No doubt you remember that famous scene from Crocodile Dundee where a thug tries to scare Mick Dundee into handing over his wallet by threatening him with a knife. Mick casually responds by pulling out a mini-sword of his own and warns his assailant, 'that's not a knife. THAT's a knife'.
I was reminded of that scene yesterday when the ASX 200 fell 2%. Many stocks fell by more than that, particularly those affected by the plunging oil price. Woodside (ASX: WPL) fell 4%, Origin (ASX: ORG) 5% and Santos (ASX: STO) fell 10%.
While no one likes losing money, the falls must be put in perspective. The All Ordinaries Accumulation Index fell 21% in the five months to 26 Sep 11, while at the height of the GFC in March 2009 it had fallen 51% from its peak in November 2007.

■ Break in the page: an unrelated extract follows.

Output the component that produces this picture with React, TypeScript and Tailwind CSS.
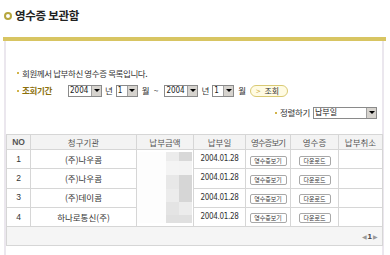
import React from 'react';

const KR = { fontFamily: '"Noto Sans CJK KR", "Liberation Sans", sans-serif' };

const rows = [
  { no: 1, org: '(주)나우콤', date: '2004.01.28' },
  { no: 2, org: '(주)나우콤', date: '2004.01.28' },
  { no: 3, org: '(주)데이콤', date: '2004.01.28' },
  { no: 4, org: '하나로통신(주)', date: '2004.01.28' },
];

// 모자이크 처리된 납부금액 영역
const mosaic = [
  { h: 'h-[9px]', a: 'bg-[#ececec]', b: 'bg-[#d8d8d8]' },
  { h: 'h-[14px]', a: 'bg-[#f4f4f4]', b: 'bg-[#f3f3f3]' },
  { h: 'h-[14px]', a: 'bg-[#e8e8e8]', b: 'bg-[#d6d6d6]' },
  { h: 'h-[13px]', a: 'bg-[#ececec]', b: 'bg-[#d6d6d6]' },
  { h: 'h-[13px]', a: 'bg-[#e4e4e4]', b: 'bg-[#ececec]' },
  { h: 'h-[8px]', a: 'bg-[#e0e0e0]', b: 'bg-[#e0e0e0]' },
];

function Bullet() {
  return <span className="inline-block w-[2px] h-[2px] bg-[#d2b44a] mr-[3px]" />;
}

function Select({ value, width }: { value: string; width: string }) {
  return (
    <div className={`${width} h-[12px] flex border border-[#8a8a8a] bg-white`}>
      <span
        className="flex-1 text-[8px] leading-[10px] pl-[1px] text-[#222] overflow-hidden"
        style={{ fontFamily: '"Liberation Sans Narrow", "DejaVu Sans Condensed", "Noto Sans CJK KR", sans-serif' }}
      >
        {value}
      </span>
      <span className="w-[10px] h-[10px] bg-[#d6d3ce] border-l border-[#a0a0a0] flex items-center justify-center">
        <span className="w-0 h-0 border-l-[3px] border-r-[3px] border-t-[3px] border-l-transparent border-r-transparent border-t-black" />
      </span>
    </div>
  );
}

function SmallBtn({ label, width }: { label: string; width: string }) {
  return (
    <span
      className={`${width} h-[10px] inline-flex items-center justify-center border border-[#a8a8a8] rounded-[2px] bg-white text-[6px] leading-none text-[#333]`}
    >
      {label}
    </span>
  );
}

export default function App() {
  return (
    <div className="w-[390px] h-[255px] overflow-hidden bg-white text-[#333]" style={KR}>
      {/* 타이틀 */}
      <div className="h-[32px] flex items-center pl-[4px] gap-[3px]">
        <span className="w-[8px] h-[8px] rounded-full border-[2px] border-[#b6a63e]" />
        <h1 className="text-[11.5px] font-bold text-[#222] tracking-[-0.3px]">영수증 보관함</h1>
      </div>

      <div className="mt-[5px] ml-[3px] w-[383px] h-[4px] bg-[#d8c562]" />

      {/* 본문 박스 */}
      <div className="ml-[4px] w-[380px] h-[230px] border-l-2 border-r-2 border-[#ebe7ee] pt-[25px]">
        <div className="h-[14px] flex items-center pl-[11px] text-[8.5px] tracking-[-0.4px]">
          <Bullet />
          회원께서 납부하신 영수증 목록입니다.
        </div>

        <div className="mt-[4px] h-[13px] flex items-center pl-[11px] text-[8.5px]">
          <Bullet />
          <span className="font-bold text-[#8c700c] tracking-[-0.3px] w-[46px]">조회기간</span>
          <Select value="2004" width="w-[34px]" />
          <span className="mx-[3px]">년</span>
          <Select value="1" width="w-[22px]" />
          <span className="mx-[4px]">월</span>
          <span className="mr-[6px]">~</span>
          <Select value="2004" width="w-[34px]" />
          <span className="mx-[3px]">년</span>
          <Select value="1" width="w-[22px]" />
          <span className="mx-[4px]">월</span>
          <span className="w-[38px] h-[12px] rounded-full border border-[#d9ca74] bg-[#fffbe3] flex items-center pl-[5px] text-[8px] leading-none">
            <span className="text-[#c9a93a] mr-[4px]">&gt;</span>조회
          </span>
        </div>

        <div className="mt-[9px] h-[13px] flex items-center justify-end pr-[5px] text-[8.5px]">
          <Bullet />
          <span className="mr-[3px] tracking-[-0.3px]">정렬하기</span>
          <Select value="납부일" width="w-[64px]" />
        </div>

        {/* 목록 */}
        <table className="mt-[15px] w-[376px] table-fixed border-collapse text-[8.5px]">
          <colgroup>
            <col className="w-[24px]" />
            <col className="w-[106px]" />
            <col className="w-[57px]" />
            <col className="w-[52px]" />
            <col className="w-[45px]" />
            <col className="w-[48px]" />
            <col className="w-[44px]" />
          </colgroup>
          <thead>
            <tr className="h-[15px] bg-[#f3f3f3] text-[#555]">
              <th className="border border-[#d6d6d6] font-bold" style={{ fontFamily: '"Liberation Sans", sans-serif' }}>NO</th>
              <th className="border border-[#d6d6d6] font-normal">청구기관</th>
              <th className="border border-[#d6d6d6] font-normal">납부금액</th>
              <th className="border border-[#d6d6d6] font-normal">납부일</th>
              <th className="border border-[#d6d6d6] font-normal tracking-[-1px] whitespace-nowrap">영수증보기</th>
              <th className="border border-[#d6d6d6] font-normal">영수증</th>
              <th className="border border-[#d6d6d6] font-normal">납부취소</th>
            </tr>
          </thead>
          <tbody>
            {rows.map((r, i) => (
              <tr key={r.no} className="h-[19px]">
                <td className="border border-[#d6d6d6] text-center" style={{ fontFamily: '"Liberation Sans", sans-serif' }}>{r.no}</td>
                <td className="border border-[#d6d6d6] text-center">{r.org}</td>
                {i === 0 && (
                  <td rowSpan={4} className="border border-[#d6d6d6] p-0 align-top">
                    <div className="h-[76px] flex pt-[2px] pr-[1px]">
                      <div className="flex-1 bg-[#fdfdfd] mb-[3px]" />
                      {['a', 'b'].map((k) => (
                        <div key={k} className="w-[13px] flex flex-col">
                          {mosaic.map((m, j) => (
                            <div key={j} className={`${m.h} ${k === 'a' ? m.a : m.b}`} />
                          ))}
                        </div>
                      ))}
                    </div>
                  </td>
                )}
                <td
                  className="border border-[#d6d6d6] text-center text-[8px] tracking-[-0.3px]"
                  style={{ fontFamily: '"Liberation Sans Narrow", "DejaVu Sans Condensed", "Liberation Sans", sans-serif' }}
                >
                  {r.date}
                </td>
                <td className="border border-[#d6d6d6] text-center">
                  <SmallBtn label="영수증보기" width="w-[37px]" />
                </td>
                <td className="border border-[#d6d6d6] text-center">
                  <SmallBtn label="다운로드" width="w-[32px]" />
                </td>
                <td className="border border-[#d6d6d6]" />
              </tr>
            ))}
            <tr className="h-[19px] bg-[#f5f5f5]">
              <td colSpan={7} className="border border-[#d6d6d6] text-right pr-[4px]">
                <span className="inline-flex items-center gap-[1px] text-[8px] text-[#444]" style={{ fontFamily: '"Liberation Sans", sans-serif' }}>
                  <span className="text-[#999] text-[6px]">◀</span>
                  <b>1</b>
                  <span className="text-[#999] text-[6px]">▶</span>
                </span>
              </td>
            </tr>
          </tbody>
        </table>
      </div>
    </div>
  );
}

Yesterday's fall is even less significant when you consider the index has increased 112% since its nadir on 6 Mar 09 and 52% since September 2011 when Europe looked liked it was going to tear apart.
Far from causing you to panic, you should welcome the latest opportunity to buy cheap stocks for the long term. Yesterday's fall will be forgotten by next week, which is why you should ignore the headlines and focus on what's important.
At Intelligent Investor Share Advisor we follow a value investing approach by concentrating on businesses that we understand, that offer a margin of safety due to their high quality or cheap price (preferably both) and holding them for the long term as part of a diversified portfolio that can compound our wealth as fast as possible without taking large risks.
While some of our small-weighted positions in the resources sector in particular have been hurt by the recent carnage, our model portfolios have barely been affected as we've been warning about the impact of a slowing Chinese economy for three years. Even better, most of our core recommendations are benefitting from a lower Aussie dollar or falling interest rates.
You didn't have to be a genius to see this coming, but you did have to act early and be patient. Being patient is your biggest edge over the pros, yet it's in increasingly short supply on the stock market these days. The average holding period for a stock has reportedly fallen from four years at the end of World War II, to eight months in 2000, two months by 2008 and now possibly five days.
If like us you believe that making money is all in the waiting, then yesterday's falls have made several stocks on our Buy list even more attractive, and we expect to add another stock or two soon as a direct result of Mr Market's panic attack.